The Long Beach Reform Coalition and People of Long Beach accused Chief of Police Robert Luna of holding a gathering of approximately 300 police officers Nov. 5 inside the Long Beach Convention Center, according to the complaint filed with the Citizen Police Complaint Commission.

 

The groups said that the event was held “without requiring compliance with Health Department mandates associated with social distancing and masks to prevent the spread of COVID-19, thereby knowingly and willfully ordering a superspreader event to take place.”"

 

The most important company you've never heard of is being dragged into the US-China rivalry

 

LA Times's DAVID PIERSON/MICHELLE YUN: "It’s been called Taiwan’s Silicon Shield, and without it much of modern life would cease.

 

Taiwan Semiconductor Manufacturing Co., or TSMC, makes more than half the world’s contracted semiconductor chips and lies at the center of the technology supply chain, churning out circuitry found in iPhones, Amazon cloud computers, graphics processors that power popular video games and even military drones and fighter jets like Lockheed Martin’s F-35.

 

But TSMC is confronting problems it had never anticipated when a Taiwanese American engineer, who spent 25 years at Texas Instruments and is revered here like a hometown Bill Gates, founded it in the late 1980s.

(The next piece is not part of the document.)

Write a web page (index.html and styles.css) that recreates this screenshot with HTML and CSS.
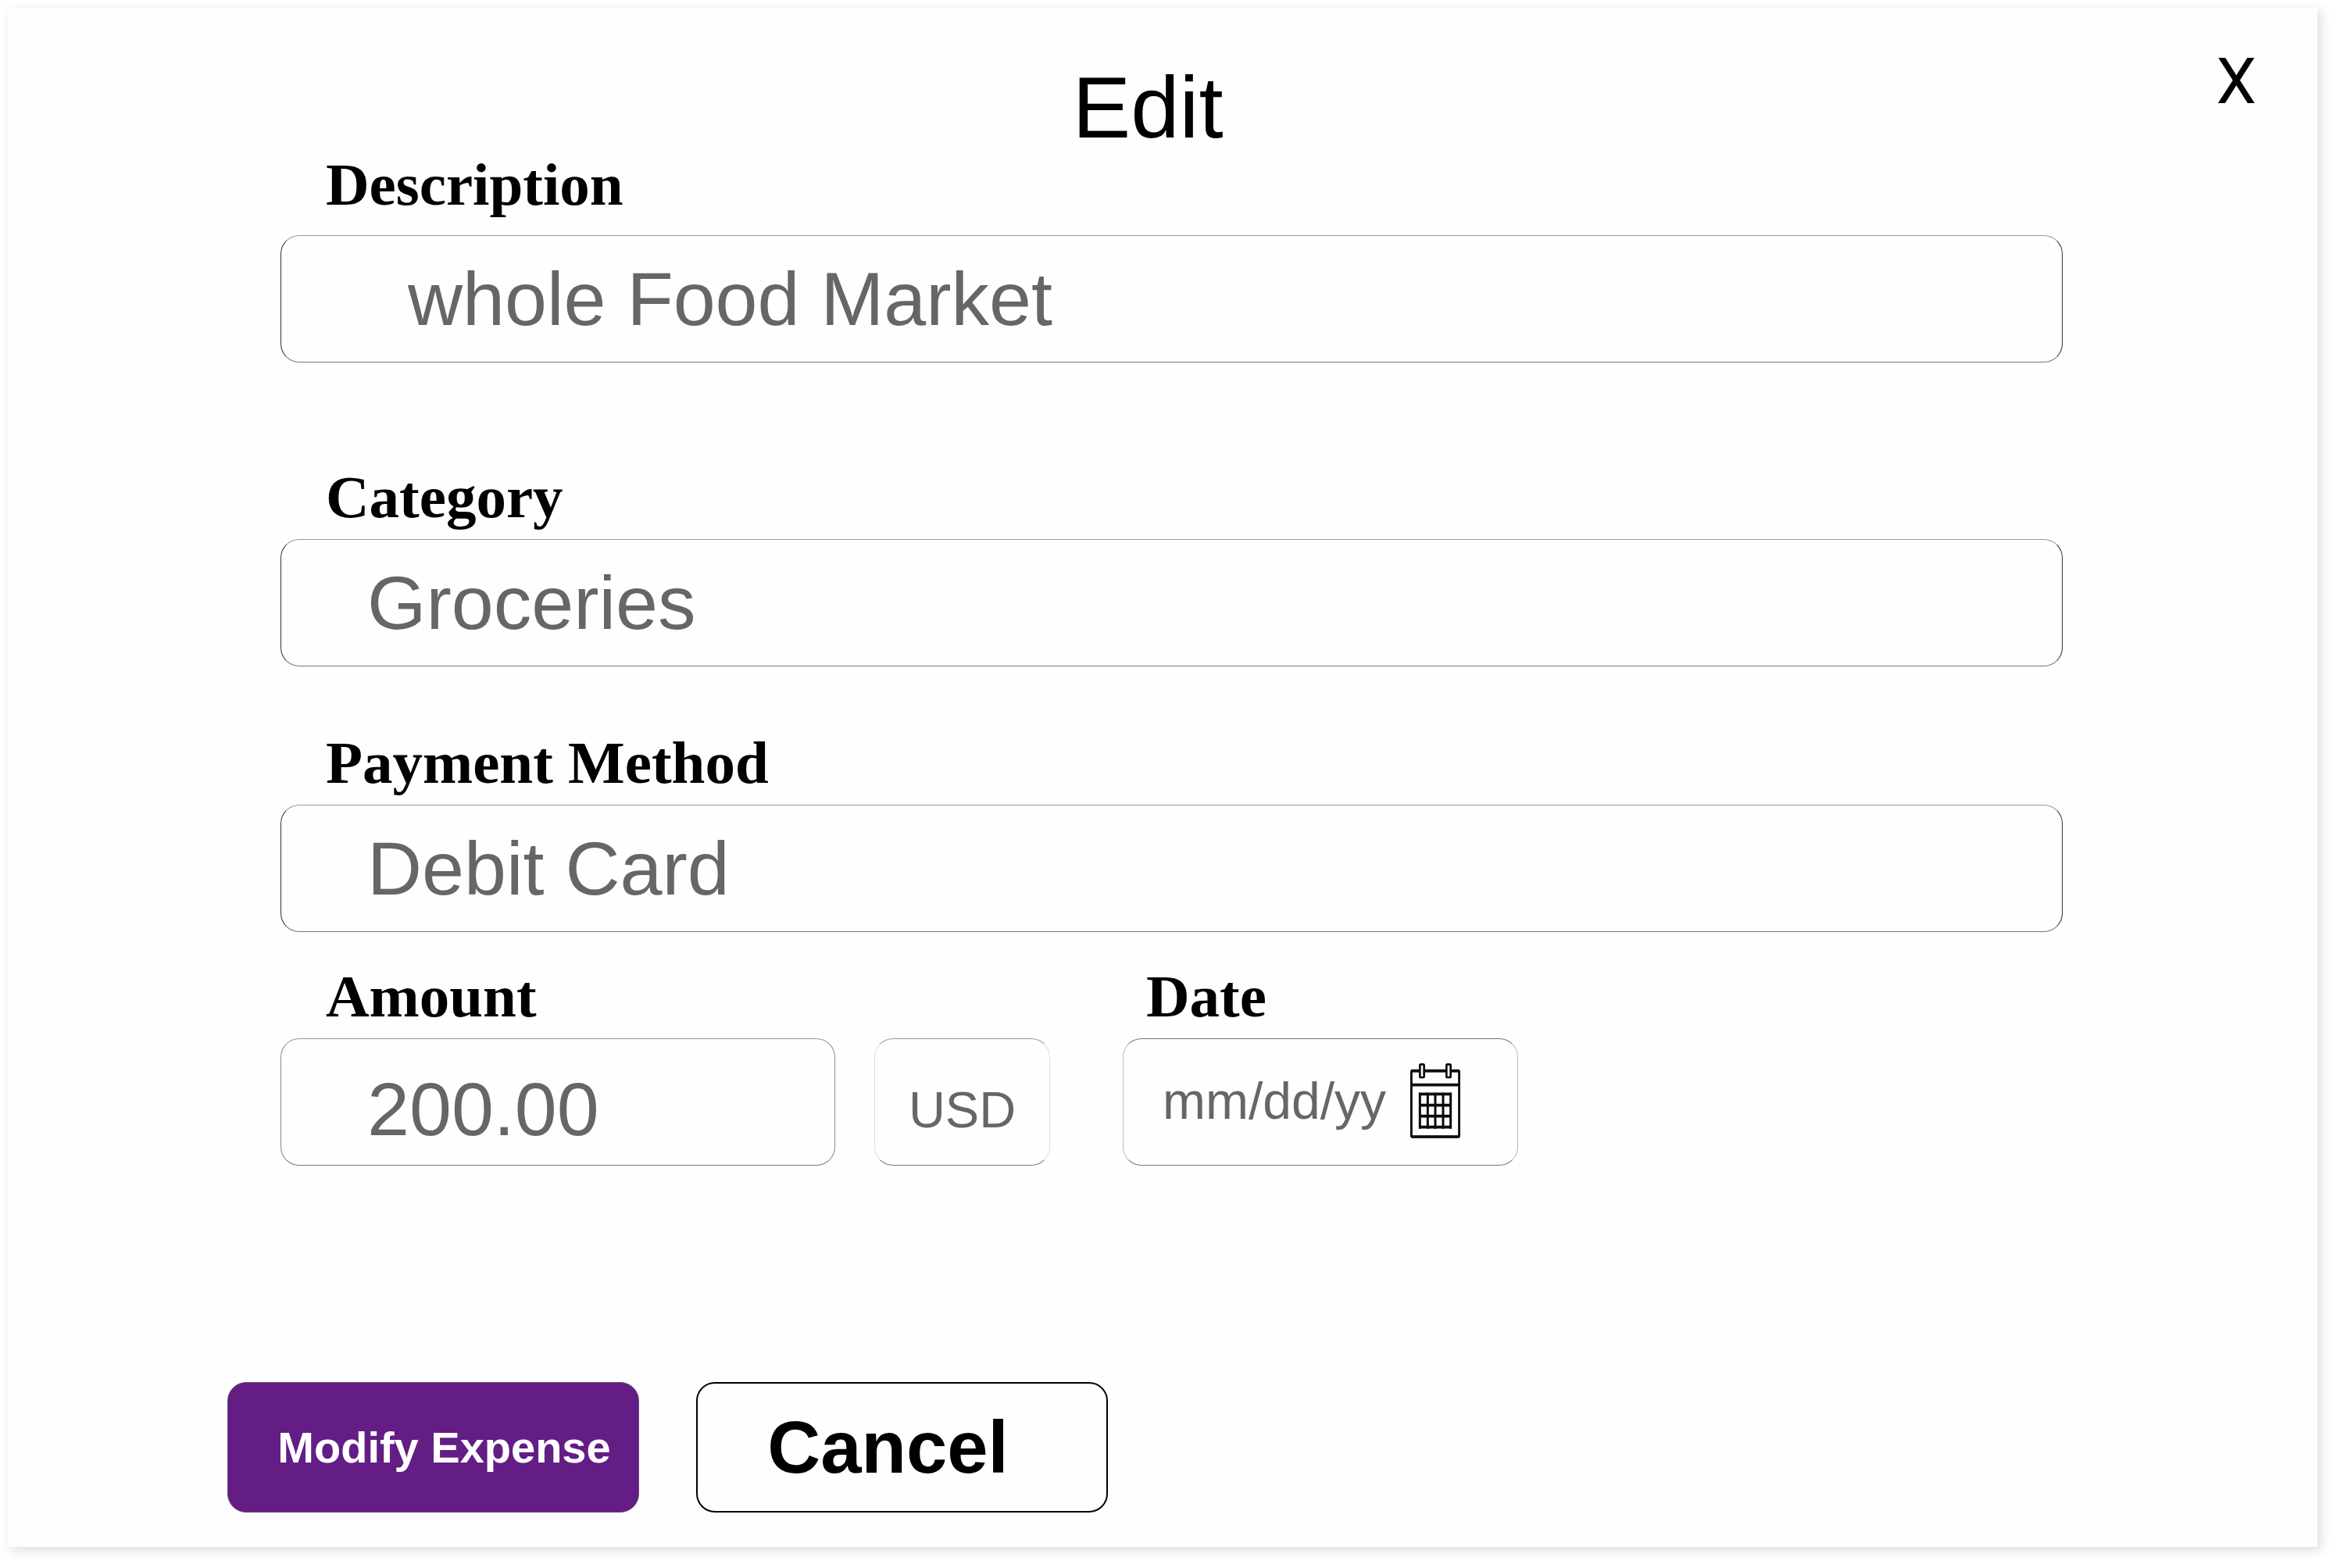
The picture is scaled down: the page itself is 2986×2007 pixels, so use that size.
FILE: index.html
```html
<!DOCTYPE html>
<html lang="en">
<head>
  <meta charset="utf-8">
  <meta name="viewport" content="width=device-width, initial-scale=1">
  <title>Edit expense</title>
  <link rel="stylesheet" href="styles.css">
</head>
<body>
  <main class="dialog" role="dialog" aria-labelledby="dialog-title">
    <header class="dialog-header">
      <h1 class="dialog-title" id="dialog-title">Edit</h1>
      <button class="close" type="button">X</button>
    </header>
    <form class="form" id="expense-form">
      <div class="field field-description">
        <label class="label" for="description">Description</label>
        <input class="box box-indented" id="description" type="text" value="whole Food Market">
      </div>
      <div class="field field-category">
        <label class="label" for="category">Category</label>
        <input class="box" id="category" type="text" value="Groceries">
      </div>
      <div class="field field-payment">
        <label class="label" for="payment">Payment Method</label>
        <input class="box" id="payment" type="text" value="Debit Card">
      </div>
      <div class="row">
        <div class="field">
          <label class="label" for="amount">Amount</label>
          <div class="money">
            <input class="box box-amount" id="amount" type="text" inputmode="decimal" value="200.00">
            <input class="box box-currency" type="text" aria-label="Currency" value="USD">
          </div>
        </div>
        <div class="field">
          <label class="label label-date" for="date">Date</label>
          <div class="box date">
            <input class="date-input" id="date" type="text" placeholder="mm/dd/yy">
            <button class="date-button" type="button" aria-label="Open calendar">
              <svg class="calendar" viewBox="75 58 192 288" fill="none" stroke="#080c0b" aria-hidden="true">
                <rect x="79" y="87" width="184" height="253" rx="4" stroke-width="9"/>
                <path d="M79 141H263" stroke-width="11"/>
                <path d="M79 87H263M79 340H263" stroke-width="11"/>
                <rect x="112" y="62" width="16" height="50" rx="4" fill="#fefefe" stroke-width="8"/>
                <rect x="214" y="62" width="16" height="50" rx="4" fill="#fefefe" stroke-width="8"/>
                <path d="M108 176H234M108 219H234M108 261H234M108 303H234" stroke-width="11"/>
                <path d="M112 171V309M142 171V309M171 171V309M201 171V309M230 171V309" stroke-width="9"/>
              </svg>
            </button>
          </div>
        </div>
      </div>
    </form>
    <footer class="actions">
      <button class="button button-primary" type="submit" form="expense-form">Modify Expense</button>
      <button class="button button-secondary" type="button">Cancel</button>
    </footer>
  </main>
</body>
</html>
```
FILE: styles.css
```css
* {
  box-sizing: border-box;
}

body {
  margin: 0;
  padding: 10px 20px 27px 10px;
  background: #fff;
  color: #000;
  font-family: "Liberation Sans", Arial, sans-serif;
}

.dialog {
  background: #fefefe;
  box-shadow: 4px 4px 14px rgba(0, 0, 0, 0.14);
}

.dialog-header {
  display: grid;
  grid-template-columns: 1fr auto 1fr;
  align-items: start;
  padding: 54px 78px 0 40px;
}

.dialog-title {
  grid-column: 2;
  margin: 0;
  padding-top: 20px;
  font-size: 112px;
  font-weight: 400;
  line-height: 108px;
}

.close {
  justify-self: end;
  padding: 0;
  border: 0;
  background: none;
  color: #000;
  font-family: Roboto, sans-serif;
  font-size: 82px;
  line-height: 80px;
}

.form {
  padding: 0 326px 0 349px;
}

.field {
  display: flex;
  flex-direction: column;
  gap: 10px;
  min-width: 0;
}

.field-description {
  gap: 21px;
  margin-bottom: 128px;
}

.field-category {
  margin-bottom: 79px;
}

.field-payment {
  margin-bottom: 38px;
}

.label {
  padding-left: 58px;
  font-family: "Liberation Serif", "Times New Roman", serif;
  font-size: 77px;
  font-weight: 700;
  line-height: 88px;
}

.label-date {
  padding-left: 30px;
}

.box {
  width: 100%;
  min-width: 0;
  height: 163px;
  padding: 0 110px;
  border: 1px solid;
  border-color: #999 #333 #777;
  border-radius: 24px;
  background: #fefefe;
  color: #666;
  font-family: inherit;
  font-size: 97px;
}

.box-indented {
  padding-left: 162px;
}

.row {
  display: grid;
  grid-template-columns: 985fr 506fr 604fr;
  gap: 93px;
}

.money {
  display: grid;
  grid-template-columns: 710fr 225fr;
  gap: 50px;
}

.box-amount {
  padding-top: 18px;
  border-color: #999 #888 #777;
}

.box-currency {
  padding: 20px 0 0;
  border-color: #999 #ddd #777;
  font-size: 65px;
  text-align: center;
}

.date {
  display: flex;
  align-items: center;
  padding: 0 73px 4px 50px;
  border-color: #777 #bbb;
}

.date-input {
  flex: 1;
  min-width: 0;
  padding: 0;
  border: 0;
  background: none;
  color: #666;
  font-family: inherit;
  font-size: 66px;
}

.date-input::placeholder {
  color: #666;
  opacity: 1;
}

.date-button {
  display: flex;
  padding: 0;
  border: 0;
  background: none;
}

.calendar {
  width: 64px;
  height: 96px;
}

.actions {
  display: flex;
  gap: 73px;
  padding: 277px 281px 44px;
}

.button {
  width: 527px;
  height: 167px;
  border-radius: 24px;
  font-family: inherit;
  font-weight: 700;
}

.button-primary {
  padding: 0 0 0 28px;
  border: 1px solid #6a4a7c;
  background: #631d84;
  color: #fff;
  font-size: 56px;
}

.button-secondary {
  padding: 0 36px 0 0;
  border: 2px solid #000;
  background: #fefefe;
  color: #000;
  font-size: 94px;
}
```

The company has been drawn into an increasingly bitter — and at times dangerous — rivalry between the U.S. and China that is forcing nations and corporations to choose sides in an era that is redefining the global order."

 

Interior secretary is latest Trump official to test positive for coronavirus

 

AP: "Interior Secretary David Bernhardt has tested positive for the coronavirus, an agency spokesman said.

 

Bernhardt’s test result Wednesday makes him the latest Trump administration official to be infected with the coronavirus. President Trump was hospitalized with COVID-19 for three days in October.

 

Interior spokesman Nicholas Goodwin said Bernhardt has no symptoms. He “will continue to work on behalf of the American people while in quarantine,” Goodwin said."